AFSA followed suit, suspending his registration as a trustee in bankruptcy for three years from February 23, 2021.

From the perspective of those related parties whom Macks had been pursuing, this lent further weight to their claim that the proceedings should be dismissed.

Cvitanovic and Hundy – who became the trustees of the estate on April 1 – initially appeared to do nothing to formally substitute themselves so as to revitalise the stalled proceedings, a course of action which, when combined with the actions of the lawyers acting for Macks and for the trustees, brought the usually amicable Federal Circuit judge Nicholas Manousaridis to the brink of exasperated fury, as can be gleaned from Macks as Trustee of the Bankrupt Estate of Lee v Lee (No 2) [2021] FCCA 1800.

But things are not always as they seem, which brings us to the next reason why this estate transfer has been so problematic.

As you can imagine, Macks generated a substantial amount of unpaid remuneration over the course of his six or so years as trustee of the Lee estate, and he wasn’t going to abandon proceedings that could lead to fees just because he’d been temporarily struck off.
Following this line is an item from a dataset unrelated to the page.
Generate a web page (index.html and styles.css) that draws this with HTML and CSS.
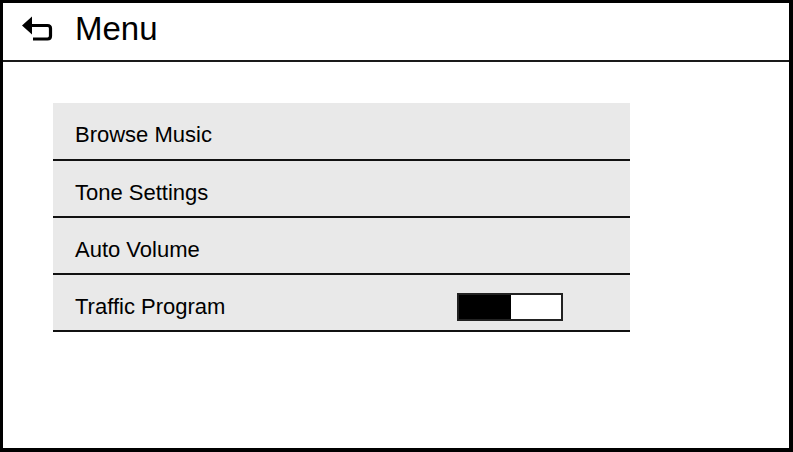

Enter the deed of assignment.

One of the reasons the Worrells pair might not have been enthusiastically substituting themselves as applicants in the proceedings commenced by Macks at the very first opportunity was due to the fact that the trustees and their predecessor were working out how the causes of action first identified by Macks could be assigned to him in his personal capacity.

A deed of assignment was executed on June 25, which among other things provided for the causes of action to vest in the new trustees in the event the court denies Macks standing.

And as is clear from the deed as analysed by Justice Manoursaridis, the cost of bringing all this about was to be borne by Macks.

“By this clause the Trustees had agreed that Mr Macks would continue to take what action was necessary to regularise the proceedings before me, including resisting the applications for dismissal, without any further action by the Trustees at least until a court determined the application the Trustees intended to make for the approval of the assignment of the Causes of Action.”

The matter returns to court on August 16. Tangled webs, inexpertly woven.